Daisey is a techno-geek. He freely admits this. He gobbles up the new before completely digesting the old. And somewhere in his feast he got the idea that maybe, just maybe, the place where these treasures on a techno-altar were made would be worth a look-see.

I speak of Shenzhen, a city in China where the hundreds of thousands of workers live in a special city designed for them (bunks are too high to allow a person to sit up). This city within a city makes over 50% of all the techno treasures in the world. Over 50%! And Mike Daisey, being the curious sort of guy that he is, rented a car, and an interpreter and drove on out to the gates to talk to the workers as they exited. At first it was a little dodgy, but after a bit there was an entire line of people eager to talk to Mr. Daisey. They wanted to tell him about their 36 hour shifts, and the limbs they had lost. And of course the children wanted to talk. The 11-12 and 13-year-old children!

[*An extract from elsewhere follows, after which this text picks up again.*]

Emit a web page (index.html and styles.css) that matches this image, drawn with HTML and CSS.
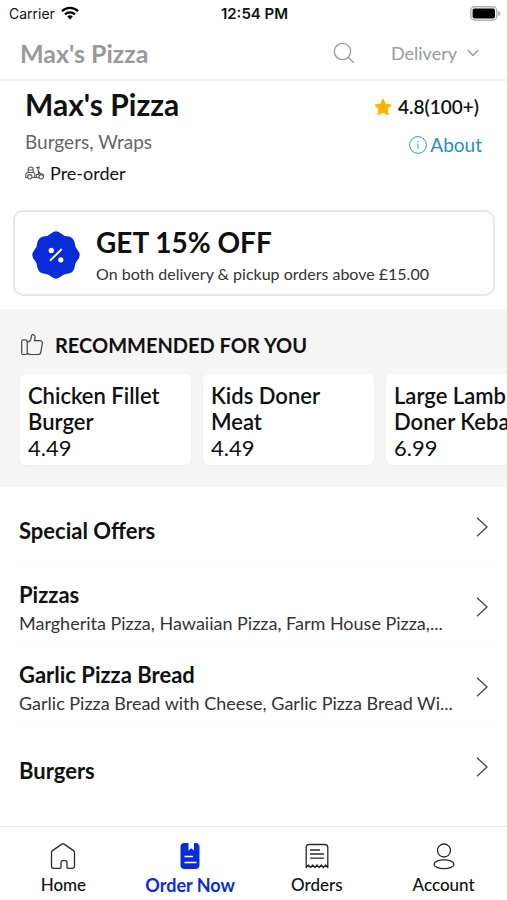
FILE: index.html
```html
<!DOCTYPE html>
<html lang="en">
<head>
<meta charset="utf-8">
<meta name="viewport" content="width=device-width, initial-scale=1">
<title>Max's Pizza</title>
<link rel="stylesheet" href="styles.css">
</head>
<body>
<div class="app">
  <div class="status">
    <span class="status-carrier">Carrier
      <svg width="18" height="14" viewBox="0 0 18 14" fill="none" stroke="#000" stroke-width="2.2" aria-hidden="true"><path d="M1 5.2a11.4 11.4 0 0 1 16 0M4 8.4a7.2 7.2 0 0 1 10 0"/><path d="M9 13.4 6.2 10.6a4 4 0 0 1 5.6 0z" fill="#000" stroke="none"/></svg>
    </span>
    <span class="status-time">12:54 PM</span>
    <span class="status-battery">
      <svg width="30" height="15" viewBox="0 0 30 15" aria-hidden="true"><rect x="0.8" y="0.8" width="26" height="13.4" rx="4" fill="#fff" stroke="#b0b0b0" stroke-width="1.4"/><rect x="2.6" y="2.6" width="22.4" height="9.8" rx="2" fill="#000"/><path d="M28.2 5v5c1.6-.6 2-1.500 2-2.500s-.4-1.900-2-2.500z" fill="#a8a8a8"/></svg>
    </span>
  </div>

  <header class="topbar">
    <span class="topbar-title">Max's Pizza</span>
    <button class="icon-button" type="button" aria-label="Search">
      <svg width="22" height="22" viewBox="0 0 22 22" fill="none" stroke="#999" stroke-width="1.3" aria-hidden="true"><circle cx="9.500" cy="9.500" r="8.200"/><path d="m15.300 15.300 5.400 5.400"/></svg>
    </button>
    <button class="mode" type="button">Delivery
      <svg width="12" height="8" viewBox="0 0 12 8" fill="none" stroke="#999" stroke-width="1.400" aria-hidden="true"><path d="m.8 1 5.200 5.400L11.200 1"/></svg>
    </button>
  </header>

  <main class="content">
    <section class="store">
      <div class="store-main">
        <h1 class="store-name">Max's Pizza</h1>
        <p class="store-tags">Burgers, Wraps</p>
        <p class="store-preorder">
          <svg width="20" height="14" viewBox="0 0 20 14" fill="none" stroke="#555" stroke-width="1.100" stroke-linejoin="round" aria-hidden="true"><circle cx="4.800" cy="10.800" r="2.200"/><circle cx="16.200" cy="10.800" r="2.200"/><path d="M2.500 11.500H.8V9.600C.8 7.800 1.600 6.500 3 6.500h5.300c1 0 1.500.6 1.500 1.500v2c0 .9-.5 1.500-1.400 1.500H7.200M3.200 6.200V3.400C3.200 2 4.200 1 5.700 1s2.500 1 2.500 2.400v2.800M3.200 4h5M9.500 11.500H14M11.500 11.500V8.400h2.300L12.600 1.500h-1.500M13.500 4.500l1.200 3c2.200-.3 3.600.5 4.400 2.200M12.700 1h1.500v1.800"/></svg>
          Pre-order
        </p>
      </div>
      <div class="store-side">
        <p class="rating">
          <svg width="18" height="18" viewBox="0 0 18 18" fill="#ffb300" stroke="#ffb300" stroke-width="1" stroke-linejoin="round" aria-hidden="true"><path d="m9 1 2.500 5.300 5.800.8-4.200 4 1 5.800L9 14.200l-5.100 2.700 1-5.800-4.200-4 5.800-.8z"/></svg>
          4.8(100+)
        </p>
        <a class="about" href="#about">
          <svg width="18" height="18" viewBox="0 0 18 18" fill="none" stroke="#2c9ac4" aria-hidden="true"><circle cx="9" cy="9" r="8.400"/><path d="M9 7.500v5.200M9 4.800v1.400"/></svg>About</a>
      </div>
    </section>

    <section class="offer">
      <svg class="offer-badge" width="48" height="48" viewBox="0 0 48 48" aria-hidden="true"><path fill="#0a2cd8" d="M19 2.400Q24-1.800 29 2.400Q31.800 5 35.500 5.200Q42 6 42.800 12.500Q43 16.200 45.600 19Q49.800 24 45.600 29Q43 31.800 42.800 35.500Q42 42 35.500 42.800Q31.800 43 29 45.600Q24 49.800 19 45.600Q16.200 43 12.500 42.800Q6 42 5.200 35.500Q5 31.800 2.400 29Q-1.800 24 2.400 19Q5 16.200 5.200 12.500Q6 6 12.500 5.200Q16.200 5 19 2.400Z"/><path d="m18.600 29.200 10.600-10.600" stroke="#fff" stroke-width="1.900" stroke-linecap="round"/><circle cx="19.300" cy="19.400" r="2.600" fill="#fff"/><circle cx="28.800" cy="28.800" r="2.600" fill="#fff"/></svg>
      <div class="offer-text">
        <h2 class="offer-title">GET 15% OFF</h2>
        <p class="offer-note">On both delivery &amp; pickup orders above £15.00</p>
      </div>
    </section>

    <section class="picks">
      <h2 class="picks-title">
        <svg width="22" height="22" viewBox="0 0 22 22" fill="none" stroke="#444" stroke-width="1.200" stroke-linejoin="round" aria-hidden="true"><path d="M6.200 8.400V19c0 1-.6 1.500-1.500 1.500H2.300C1.200 20.500.7 20 .7 19V7.500c0-1 .5-1.600 1.600-1.600h2.400c1 0 1.500.6 1.500 1.600zC9 7.400 10.300 5.400 10.200 3c0-1.600.7-2.300 1.700-2.300 1.500 0 2.300 1.300 2.200 3 0 1-.3 2-.8 3h5.400c1.800 0 2.800 1 2.600 2.600l-1.400 8.500c-.3 1.800-1.300 2.700-3 2.700H9.700c-1.500 0-2.500-.3-3.500-1.200"/></svg>
        RECOMMENDED FOR YOU
      </h2>
      <div class="cards">
        <article class="card"><h3 class="card-name">Chicken Fillet Burger</h3><p class="card-price">4.49</p></article>
        <article class="card"><h3 class="card-name">Kids Doner Meat</h3><p class="card-price">4.49</p></article>
        <article class="card"><h3 class="card-name">Large Lamb Doner Kebab</h3><p class="card-price">6.99</p></article>
      </div>
    </section>

    <section class="menu">
      <a class="row" href="#special-offers">
        <span class="row-text"><span class="row-title row-title-only">Special Offers</span></span>
        <svg width="12" height="20" viewBox="0 0 12 20" fill="none" stroke="#444" stroke-width="1.300" aria-hidden="true"><path d="m1 .8 10 9.200L1 19.200"/></svg>
      </a>
      <a class="row" href="#pizzas">
        <span class="row-text"><span class="row-title">Pizzas</span><span class="row-note">Margherita Pizza, Hawaiian Pizza, Farm House Pizza,...</span></span>
        <svg width="12" height="20" viewBox="0 0 12 20" fill="none" stroke="#444" stroke-width="1.300" aria-hidden="true"><path d="m1 .8 10 9.200L1 19.200"/></svg>
      </a>
      <a class="row" href="#garlic-pizza-bread">
        <span class="row-text"><span class="row-title">Garlic Pizza Bread</span><span class="row-note">Garlic Pizza Bread with Cheese, Garlic Pizza Bread Wi...</span></span>
        <svg width="12" height="20" viewBox="0 0 12 20" fill="none" stroke="#444" stroke-width="1.300" aria-hidden="true"><path d="m1 .8 10 9.200L1 19.200"/></svg>
      </a>
      <a class="row" href="#burgers">
        <span class="row-text"><span class="row-title row-title-only">Burgers</span></span>
        <svg width="12" height="20" viewBox="0 0 12 20" fill="none" stroke="#444" stroke-width="1.300" aria-hidden="true"><path d="m1 .8 10 9.200L1 19.200"/></svg>
      </a>
    </section>
  </main>

  <nav class="tabs">
    <a class="tab" href="#home">
      <svg width="28" height="28" viewBox="0 0 28 28" fill="none" stroke="#2a2a2a" stroke-width="1.300" stroke-linejoin="round" aria-hidden="true"><path d="M2.500 10.500c0-.8.300-1.400 1-1.900l9.400-6.500q1.100-.8 2.200 0l9.400 6.500c.7.500 1 1.100 1 1.900v14c0 1.200-.6 1.800-1.800 1.800h-4.500c-.8 0-1.200-.4-1.200-1.200v-4.600c0-1.200-.6-1.800-1.800-1.800h-2.400c-1.200 0-1.800.6-1.800 1.800v4.600c0 .8-.4 1.200-1.200 1.200H4.300c-1.200 0-1.800-.6-1.800-1.800z"/></svg>
      Home
    </a>
    <a class="tab tab-active" href="#order" aria-current="page">
      <svg width="28" height="28" viewBox="0 0 28 28" aria-hidden="true"><path fill="#0a2cd8" d="M8.500 1h4v7.500l2.700-2.200L18 8.500V1h1.500a4 4 0 0 1 4 4v18a4 4 0 0 1-4 4h-11a4 4 0 0 1-4-4V5a4 4 0 0 1 4-4z"/><path d="M8.500 14.500H17M8.500 20.500h12" stroke="#fff" stroke-width="1.400"/></svg>
      Order Now
    </a>
    <a class="tab" href="#orders">
      <svg width="28" height="28" viewBox="0 0 28 28" fill="none" stroke="#2a2a2a" stroke-width="1.300" stroke-linejoin="round" aria-hidden="true"><path d="M3.200 25.500V5.500c0-2 1-3 3-3h15.600c2 0 3 1 3 3v20l-2.200-2.500-2.100 2.500-2.200-2.500-2.100 2.500-2.200-2.500-2.100 2.500-2.200-2.500-2.100 2.500-2.200-2.500z"/><path d="M7 8h10M7 12h14M7 16.200h14"/></svg>
      Orders
    </a>
    <a class="tab" href="#account">
      <svg width="28" height="28" viewBox="0 0 28 28" fill="none" stroke="#2a2a2a" stroke-width="1.300" aria-hidden="true"><circle cx="14" cy="8.500" r="6.500"/><ellipse cx="14" cy="22.200" rx="10" ry="4.400"/></svg>
      Account
    </a>
  </nav>
</div>
</body>
</html>
```
FILE: styles.css
```css
* { box-sizing: border-box; }
body, h1, h2, h3, p { margin: 0; }
body {
  font-family: Lato, "Liberation Sans", sans-serif;
  color: #111;
  background: #fff;
}
svg { display: block; flex: none; overflow: visible; }
a { color: inherit; text-decoration: none; }
button { border: 0; padding: 0; background: none; font: inherit; color: inherit; }

.app { display: flex; flex-direction: column; min-height: 100vh; }

.status {
  display: grid;
  grid-template-columns: 1fr auto 1fr;
  align-items: center;
  height: 26px;
  padding: 0 7px 0 9px;
  font-family: Inter, sans-serif;
  font-size: 14px;
}
.status-carrier { display: flex; align-items: center; gap: 6px; }
.status-time { font-size: 15px; font-weight: 600; }
.status-battery { justify-self: end; }

.topbar {
  display: flex;
  align-items: center;
  height: 55px;
  padding: 0 28px 0 20px;
  border-bottom: 2px solid #f4f4f4;
  color: #999;
}
.topbar-title { flex: 1; font-size: 25px; font-weight: 700; }
.icon-button { margin-right: 36px; }
.mode { display: flex; align-items: center; gap: 10px; font-size: 18px; }

.content { flex: 1; }

.store { display: flex; justify-content: space-between; padding: 5px 25px 0; }
.store-name { font-size: 30px; line-height: 36px; font-weight: 700; }
.store-tags { margin-top: 8px; font-size: 19px; line-height: 24px; color: #666; }
.store-preorder { display: flex; align-items: center; gap: 5px; margin-top: 8px; font-size: 18px; line-height: 22px; }
.store-side { display: flex; flex-direction: column; align-items: flex-end; gap: 14px; padding-top: 9px; }
.rating { display: flex; align-items: center; gap: 6px; padding-right: 3px; font-size: 19px; line-height: 24px; font-weight: 600; }
.about { display: flex; align-items: center; gap: 3px; font-size: 19px; line-height: 24px; color: #2490bd; }

.offer {
  display: flex;
  align-items: center;
  gap: 16px;
  margin: 26px 12px 13px 13px;
  padding: 13px 17px 9px;
  border: 2px solid #e8e8e8;
  border-radius: 10px;
}
.offer-title { font-size: 28px; line-height: 34px; font-weight: 700; }
.offer-note { margin-top: 4px; font-size: 16px; line-height: 22px; color: #333; }

.picks { padding: 23px 0 22px 21px; background: #f5f5f5; overflow: hidden; }
.picks-title { display: flex; align-items: center; gap: 12px; font-size: 20px; line-height: 26px; font-weight: 700; }
.cards { display: flex; gap: 12px; margin: 16px 0 0 -1px; }
.card { flex: none; width: 171px; padding: 9px 8px 4px; border-radius: 6px; background: #fff; box-shadow: 0 1px 3px #00000008; }
.card-name { font-size: 22px; line-height: 26px; font-weight: 600; }
.card-price { font-size: 22px; line-height: 26px; }

.menu { padding: 0 12px 0 15px; }
.row { display: flex; align-items: center; justify-content: space-between; min-height: 80px; padding: 0 7px 0 4px; border-bottom: 1px solid #f8f8f8; }
.row:last-child { border-bottom: 0; }
.row-text { display: flex; flex-direction: column; gap: 2px; padding-top: 2px; }
.row-title { font-size: 22px; line-height: 28px; font-weight: 700; }
.row-title-only { padding-top: 6px; }
.row-note { font-size: 18px; line-height: 24px; color: #333; }

.tabs { display: grid; grid-template-columns: repeat(4, 1fr); border-top: 1px solid #e6e6e6; padding: 15px 0 4px; }
.tab { display: flex; flex-direction: column; align-items: center; gap: 4px; font-size: 17px; line-height: 22px; font-weight: 500; }
.tab-active { color: #0a2cd8; font-size: 18px; font-weight: 700; }
```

And when Daisey produced his iPhone - these workers, who may have made this very iPhone, were astonished. They had never seen one completed.

Soon this leads to Daisey questioning how we got to this. And in this show he takes it further in the "personal" department than I have seen before. Because Daisey is a techno-geek, he feels involved. And because he is performing in New York where there are maybe 10-12 people who don't own a cell phone - he tells us we are involved as well.

He then spins a tale of Steve Jobs that is at once brilliant and shameful. This is the man who told Steve Wozniak, his first partner, that if they upped the ante on one of their first programming projects there would be more money for them. What he didn't tell Wozniak was that the money had already been paid. He just wanted his product faster and better.

This is pretty much how Jobs ran his life. The world was divided into losers and geniuses, and he knew which side was preferable. So as he started swimming with the sharks, he began to steal from the best - the mouse and cursor came from IBM. Stealing was okay as long as the goal was clear. Daisey says that Jobs put up the Pirate Flag and was never afraid to knife the baby. (You may recall in his speech to Stamford that Jobs said death was the best part of life. It moved the old out to make room for the new. And it is a deterrent to complacency.) He was ruthless and committed. Guilty with an explanation, your Honor.

Eventually, in an almost poignant resolution, Daisey merges Jobs the myth with the reality that is Apple's Chinese workers. In his quest to make all things beautiful and connected in that special Apple Way, Steve Jobs wooed us with design and charm. He and Apple and the rest of the best of the West then joined the long line of capitalists who threw their workers to the lions and concentrated on pleasing the people they were turning into addicts. He delivered the ecstasy and outsourced the agony.

Those worker bees are standing in the shadows next to Daisey. They are people he tells us. We are people. We may yearn to know everything that Google knows, but until you touch something, says Daisey, you don't really know it. Until we look at these sleek gadgets as being made by hand, until we can feel the hands that made them, we are stopping up the mouths that have stories to tell.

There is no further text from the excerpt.